D and E applied to stay the suit in favour of arbitration under section 6 of Singapore’s International Arbitration Act (“IAA”), on the basis that the arbitration agreement in the IA applied to them, even though they had not signed it. They emphasised the breadth of the arbitration agreement, which applied to “any dispute, controversy or conflict arising out of or in connection with” the IA. This, they argued, on a “holistic” reading of the IA, included claims brought by “Group Companies” (as defined in the IA, to include the Companies) against “Affiliates” (which included D and E).
Alternatively, relying on the “agency principle” from American jurisprudence, they contended that they could compel the Companies to arbitrate simply because the Companies’ claims concerned D and E’s conduct as directors of companies which were governed by the IA.
The High Court declined the stay application. There appears to have been no serious argument on whether the subject matter of the suit was indeed connected with the IA. The issue was instead framed as whether D and E were parties to the arbitration agreement, which they had not signed.

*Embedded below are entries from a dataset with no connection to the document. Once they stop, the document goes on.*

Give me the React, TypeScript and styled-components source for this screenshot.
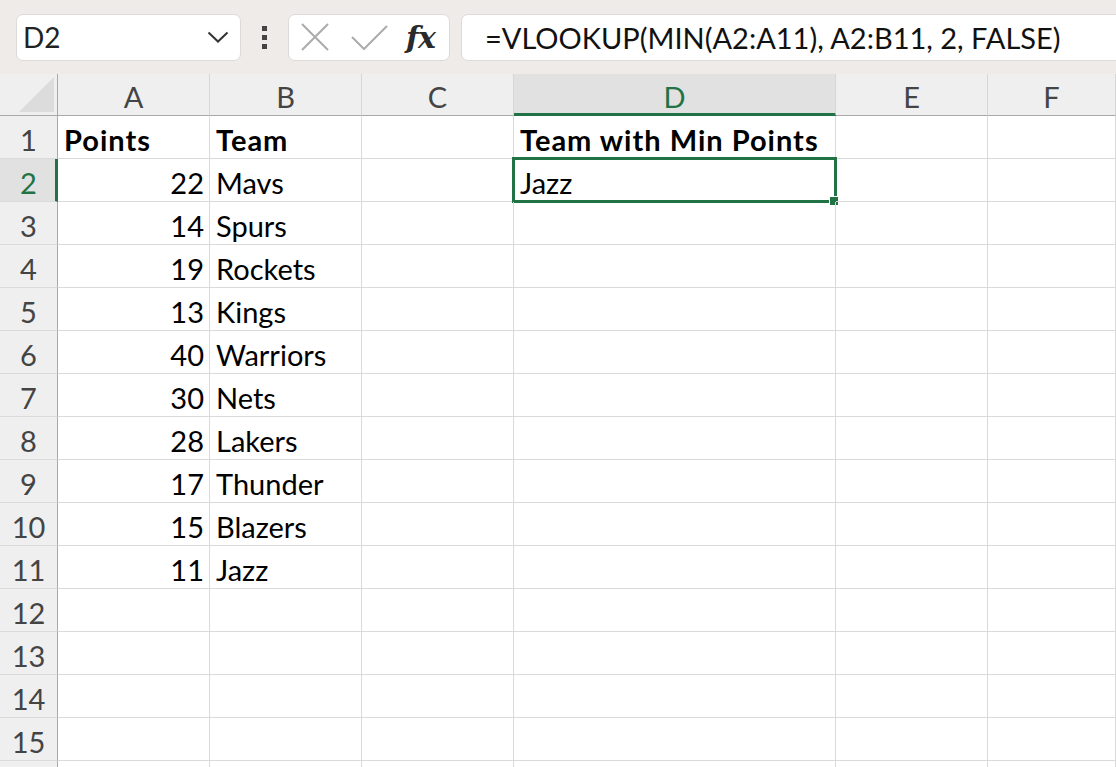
import React from "react";
import styled, { createGlobalStyle, css } from "styled-components";

const GlobalStyle = createGlobalStyle`
  html, body { margin: 0; padding: 0; background: #ffffff; overflow: hidden; }
  body { font-family: Lato, "Open Sans", sans-serif; }
`;

const FONT = `Lato, "Open Sans", sans-serif`;

const Page = styled.div`
  width: 1116px;
  height: 767px;
  overflow: hidden;
  background: #fff;
`;

const Toolbar = styled.div`
  height: 74px;
  background: #efebe9;
  display: flex;
  align-items: center;
  padding-left: 16px;
  box-sizing: border-box;
`;

const Field = styled.div<{ $w?: number; $grow?: boolean }>`
  height: 47px;
  box-sizing: border-box;
  background: #fff;
  border: 1px solid #dedad8;
  border-radius: 7px;
  display: flex;
  align-items: center;
  ${(p) => (p.$w ? `width: ${p.$w}px; flex: none;` : "")}
  ${(p) => (p.$grow ? `flex: 1; margin-right: -12px;` : "")}
`;

const NameText = styled.span`
  font-family: ${FONT};
  font-size: 28px;
  color: #222;
  padding-left: 6px;
  flex: 1;
`;

const Chevron = styled.svg`
  width: 22px;
  height: 12px;
  margin-right: 11px;
`;

const Dots = styled.div`
  width: 47px;
  display: flex;
  flex-direction: column;
  align-items: center;
  gap: 4px;
  & > i {
    display: block;
    width: 5px;
    height: 5px;
    background: #444;
  }
`;

const IconSvg = styled.svg`
  flex: none;
`;

const Fx = styled.span`
  font-family: "DejaVu Serif", "Liberation Serif", serif;
  font-style: italic;
  font-weight: bold;
  font-size: 30px;
  color: #2a2a2a;
  margin-left: 18px;
  letter-spacing: -1px;
`;

const Formula = styled.span`
  font-family: ${FONT};
  font-size: 29px;
  color: #111;
  padding-left: 23px;
  white-space: nowrap;
`;

const Gap = styled.div<{ $w: number }>`
  width: ${(p) => p.$w}px;
  flex: none;
`;

const Sheet = styled.div`
  display: grid;
  grid-template-columns: 58px 152px 152px 152px 322px 152px 1fr;
  grid-template-rows: 42px;
  grid-auto-rows: 43px;
  font-family: ${FONT};
  font-size: 29px;
`;

const Corner = styled.div`
  background: #efefef;
  border-right: 1px solid #a9a9a9;
  border-bottom: 1px solid #a9a9a9;
  box-sizing: border-box;
  position: relative;
  &::after {
    content: "";
    position: absolute;
    right: 3px;
    bottom: 3px;
    width: 35px;
    height: 35px;
    background: #dcdcdc;
    clip-path: polygon(100% 0, 100% 100%, 0 100%);
  }
`;

const ColHeader = styled.div<{ $active?: boolean }>`
  background: ${(p) => (p.$active ? "#e1e1e1" : "#efefef")};
  color: ${(p) => (p.$active ? "#217346" : "#444")};
  border-right: 1px solid #d6d6d6;
  border-bottom: ${(p) => (p.$active ? "3px solid #217346" : "1px solid #a9a9a9")};
  box-sizing: border-box;
  display: flex;
  align-items: flex-end;
  justify-content: center;
  padding-bottom: ${(p) => (p.$active ? "2px" : "4px")};
  line-height: 1;
`;

const RowHeader = styled.div<{ $active?: boolean }>`
  background: ${(p) => (p.$active ? "#e1e1e1" : "#efefef")};
  color: ${(p) => (p.$active ? "#217346" : "#444")};
  border-right: ${(p) => (p.$active ? "3px solid #217346" : "1px solid #a9a9a9")};
  border-bottom: 1px solid #dadada;
  box-sizing: border-box;
  display: flex;
  align-items: flex-end;
  justify-content: center;
  padding-bottom: 4px;
  padding-left: ${(p) => (p.$active ? "2px" : "0")};
  line-height: 1;
`;

const Cell = styled.div<{ $right?: boolean; $bold?: boolean; $selected?: boolean }>`
  position: relative;
  border-right: 1px solid #dadada;
  border-bottom: 1px solid #dadada;
  box-sizing: border-box;
  display: flex;
  align-items: flex-end;
  justify-content: ${(p) => (p.$right ? "flex-end" : "flex-start")};
  padding: 0 5px 4px 6px;
  line-height: 1;
  color: #000;
  font-weight: ${(p) => (p.$bold ? 700 : 400)};
  letter-spacing: ${(p) => (p.$bold ? "1px" : "0")};
  white-space: nowrap;
  ${(p) =>
    p.$selected &&
    css`
      &::before {
        content: "";
        position: absolute;
        left: -2px;
        top: -2px;
        right: -2px;
        bottom: -2px;
        border: 3px solid #217346;
        pointer-events: none;
      }
      &::after {
        content: "";
        position: absolute;
        right: -4px;
        bottom: -5px;
        width: 8px;
        height: 8px;
        background: #217346;
        border: 1px solid #fff;
      }
    `}
`;

type Row = { a?: string; b?: string; d?: string; bold?: boolean };

const rows: Row[] = [
  { a: "Points", b: "Team", d: "Team with Min Points", bold: true },
  { a: "22", b: "Mavs", d: "Jazz" },
  { a: "14", b: "Spurs" },
  { a: "19", b: "Rockets" },
  { a: "13", b: "Kings" },
  { a: "40", b: "Warriors" },
  { a: "30", b: "Nets" },
  { a: "28", b: "Lakers" },
  { a: "17", b: "Thunder" },
  { a: "15", b: "Blazers" },
  { a: "11", b: "Jazz" },
  {},
  {},
  {},
  {},
  {},
];

const cols = ["A", "B", "C", "D", "E", "F"];

export default function App() {
  return (
    <Page>
      <GlobalStyle />
      <Toolbar>
        <Field $w={225}>
          <NameText>D2</NameText>
          <Chevron viewBox="0 0 22 12">
            <path d="M1.5 1.5 L11 10.5 L20.5 1.5" fill="none" stroke="#333" strokeWidth="2" />
          </Chevron>
        </Field>
        <Dots>
          <i />
          <i />
          <i />
        </Dots>
        <Field $w={162}>
          <Gap $w={12} />
          <IconSvg width="28" height="28" viewBox="0 0 28 28">
            <path d="M1 1 L27 27 M27 1 L1 27" stroke="#ababab" strokeWidth="2" fill="none" />
          </IconSvg>
          <Gap $w={22} />
          <IconSvg width="37" height="25" viewBox="0 0 37 25">
            <path d="M1 12 L13 24 L36 1" stroke="#ababab" strokeWidth="2" fill="none" />
          </IconSvg>
          <Fx>fx</Fx>
        </Field>
        <Gap $w={11} />
        <Field $grow>
          <Formula>=VLOOKUP(MIN(A2:A11), A2:B11, 2, FALSE)</Formula>
        </Field>
      </Toolbar>
      <Sheet>
        <Corner />
        {cols.map((c) => (
          <ColHeader key={c} $active={c === "D"}>
            {c}
          </ColHeader>
        ))}
        {rows.map((r, i) => (
          <React.Fragment key={i}>
            <RowHeader $active={i === 1}>{i < 15 ? i + 1 : ""}</RowHeader>
            <Cell $right={!r.bold} $bold={r.bold}>
              {r.a}
            </Cell>
            <Cell $bold={r.bold}>{r.b}</Cell>
            <Cell />
            <Cell $bold={r.bold} $selected={i === 1}>
              {r.d}
            </Cell>
            <Cell />
            <Cell />
          </React.Fragment>
        ))}
      </Sheet>
    </Page>
  );
}
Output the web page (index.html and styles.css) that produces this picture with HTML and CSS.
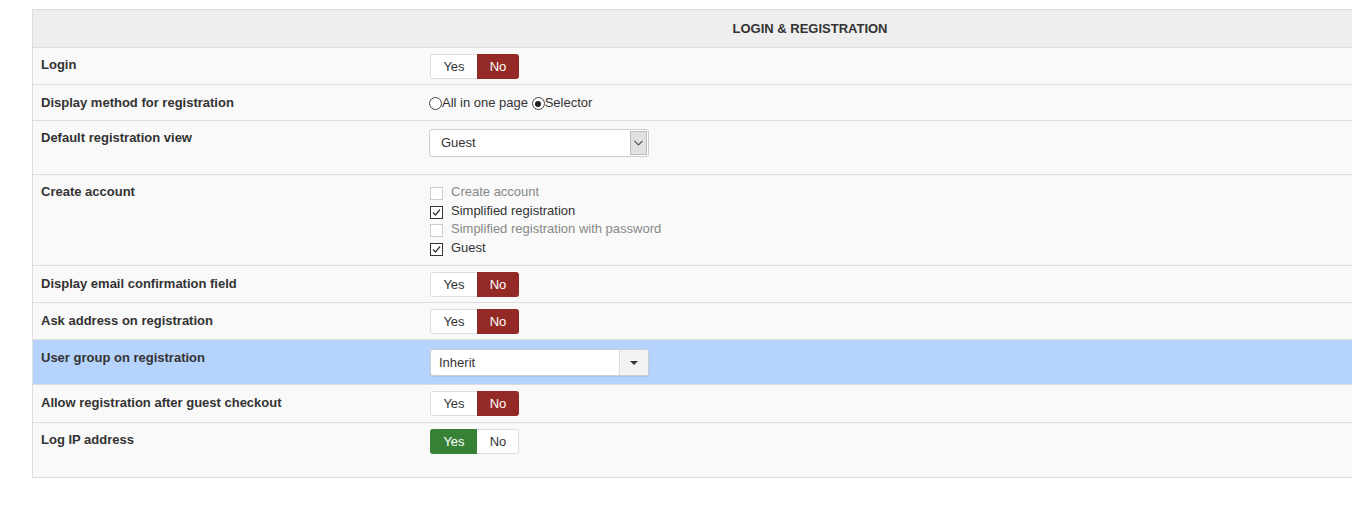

Objectively, the arbitration agreement did not apply to D and E
Importantly, the Court held that the mere wording of the arbitration agreement, wide though it was, was insufficient to imply that it covered the Companies’ claims against D and E. It was significant to the Court that the arbitration agreement had on a separate occasion been expressly incorporated into a deed (which was unrelated to this dispute). This, the Court held, demonstrated that if parties intended to arbitrate disputes between the Companies and D and E, they could similarly have made an express provision to that end.
The Court concluded that nothing in the IA demonstrated the necessary objective intention to arbitrate the Companies’ claims against D and E, and in the absence of any other supporting circumstances or parties’ conduct, such intention simply was not there. A clause in the IA, which provided that claims by Company A against D and E (as “Affiliates”) shall be prosecuted on behalf of Company A by directors of company F was found to be irrelevant, as it dealt only with who has the authority to prosecute, not with the mode of the dispute resolution.
Directors cannot rely on “agency principle” to compel arbitration
D and E also argued that they could compel the Companies to arbitrate simply because their allegations concerned D and E’s conduct as directors of companies which were governed by the IA. This was based on the “agency principle” espoused in a 2011 American decision, Kiskadee Communications v Philip Father 2011 US Dist Lexis 34974 (N. Cal. 2011), which allows an agent to benefit from an arbitration agreement if claims against him (i) concern acts done in his capacity as an agent, and (ii) arise out of or relate to the contract containing the arbitration agreement.
The Court declined to import this “novel” point to Singapore law for a number of reasons, of which the most compelling appears to be the criticism of the “agency principle” (even within American jurisprudence) for its potential to offend parties’ objective intentions, i.e. by allowing an “agent” to invoke an arbitration agreement when objectively, parties may not have intended such an outcome.
Company F’s submissions about the differences between the tests for stay under American and Singapore legislation also found favour with the Court in reaching this conclusion. The Court accepted that section 3 of the Federal Arbitration Act did not require the party seeking the stay to be a party to the arbitration agreement; all that was required was “an issue referable to arbitration under an agreement in writing for such arbitration”. On the other hand, section 6 of Singapore’s IAA only allows a party to the arbitration agreement to make an application for stay.
This difference however, appears more apparent than real. Singapore’s IAA does not define “party”, and where an “agent” seeks to rely on an arbitration agreement, his party status is the very question that needs to be decided. Further, section 9 of Singapore’s Contract (Rights of Third Parties) Act allows third-party beneficiaries of arbitration agreements to invoke them in prescribed circumstances, thus expressly allowing non-parties to rely on them. On the other hand, it is highly doubtful whether the American Federal Arbitration Act allows anyone other than a party to (or a third-party beneficiary of) an arbitration agreement to stay court proceedings in favour of arbitration. It requires an issue referable to arbitration “under an agreement”, and an agreement can only be invoked by those who agree to it or are otherwise intended to be its beneficiaries.
Third party rights under Contract (Rights of Third Parties) Act (“CRTPA”)
Although D and E did not seek to rely on the CRTPA, the Court affirmed the theoretical possibility of a non-signatory invoking an arbitration agreement in his capacity as an intended third-party beneficiary of the arbitration agreement, provided:
- the arbitration agreement purports to confer a benefit on him, such that the benefit is intended (not merely incidental); and
- parties intended to entitle him to enforce the arbitration agreement.
The key take-away for directors (or other corporate officers and agents) wishing to rely on arbitration agreements signed by their companies is to say so in writing. Otherwise, they face the uphill task of convincing the court that the signatory companies also objectively intended to make the directors parties to the companies’ arbitration agreement.
This is not easy, and as A v D demonstrates, arguments based on the interpretation of the underlying contract and the scope of disputes it envisages will likely not pass muster. The CRTPA will also be of little, if any, assistance to a director in this predicament, as it too requires demonstration of parties’ intention to benefit a third party, and to allow him to enforce the arbitration agreement. The safest course is to spell out the parties and the disputes that the arbitration agreement is to cover.